In an age where corporations place more and more demand on technical expertise, and more people find themselves working low end jobs, the lives of people have become more precarious. There is less safety, less organization. The drifting apart of working communities and labor organizations seems to have created an economy made up not of blocks or coalitions, but individual workers, easily replaced and utterly powerless to stop it.

Access to things has become more and more common. But opportunity fades. America plays an increasingly smaller role in the world of global production. Farms and factories are bought up by giant, multinational corporations, and mechanized or outsourced.

Most Americans now work in jobs of distribution or service. Their role is not to produce things, but rather to move them. Not to provide for people, but rather to care for them. An economy has been built without an industry. Americans are no longer the factory hands, but a nation of administrators and distributors.

Closed stores and abandoned buildings are a common sight in Astoria, Oregon, where the collapse of the fishing industry has devastated the local economy.

This self imposed isolation from the economy has had the intended effect.
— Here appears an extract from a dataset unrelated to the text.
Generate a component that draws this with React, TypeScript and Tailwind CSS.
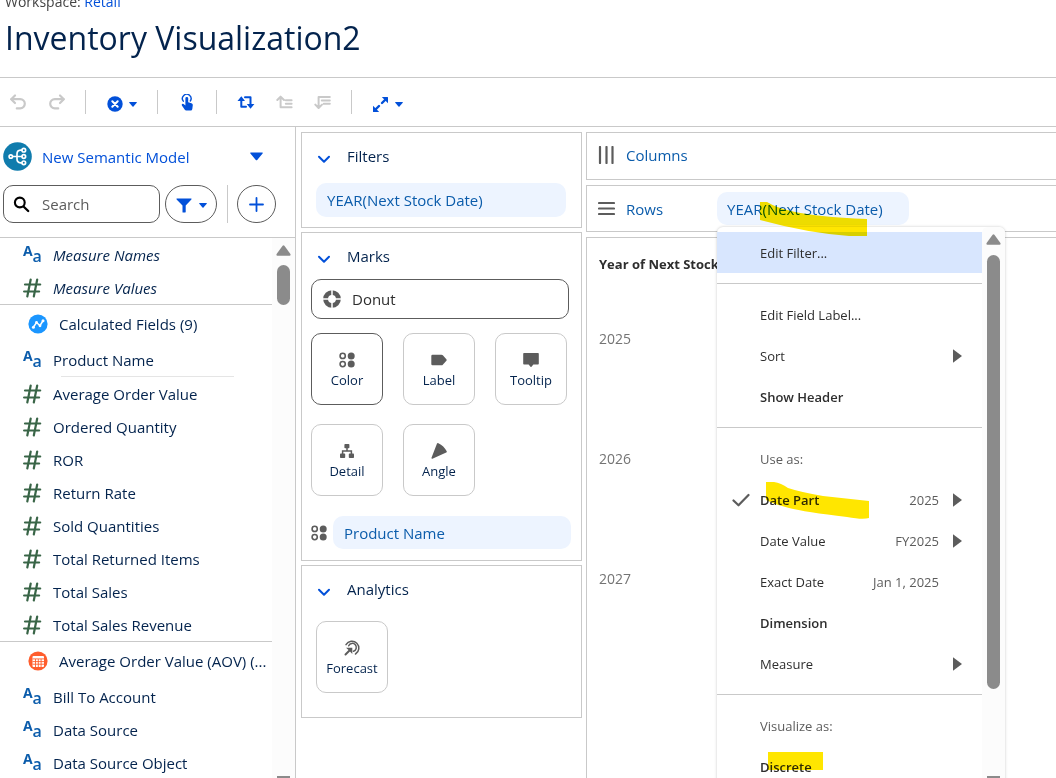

It has allowed for the brutal exploitation of South Asian and African laborers, who work in horrific conditions for unlivable hours. And in doing so, it has produced an unimaginable bounty of products. Everyone, now, can afford any style or substance. But in the process it has removed control of the economy from the hands of Americans. An immorality that has left the people of this country vulnerable.

There is less and less need for American workers. Their roles are administrative and administrators can be easily replaced. The base of our economy exists outside of our borders, and so we are all subject to the whims of our ersatz viceroys, who use their economic strength to bludgeon foreign nations into cooperation and in the process undermine the economy of laborers here as well. 

And so, a population of people has become disconnected from their own lives. A complex system of maneuvering keeps things running, but your well being is no longer contingent on a local factory. You rely on thousands of miles of transport and production, a paycheck built by a billion hands and subject to seemingly arbitrary adjustments.

Lives, broken or built in an instant.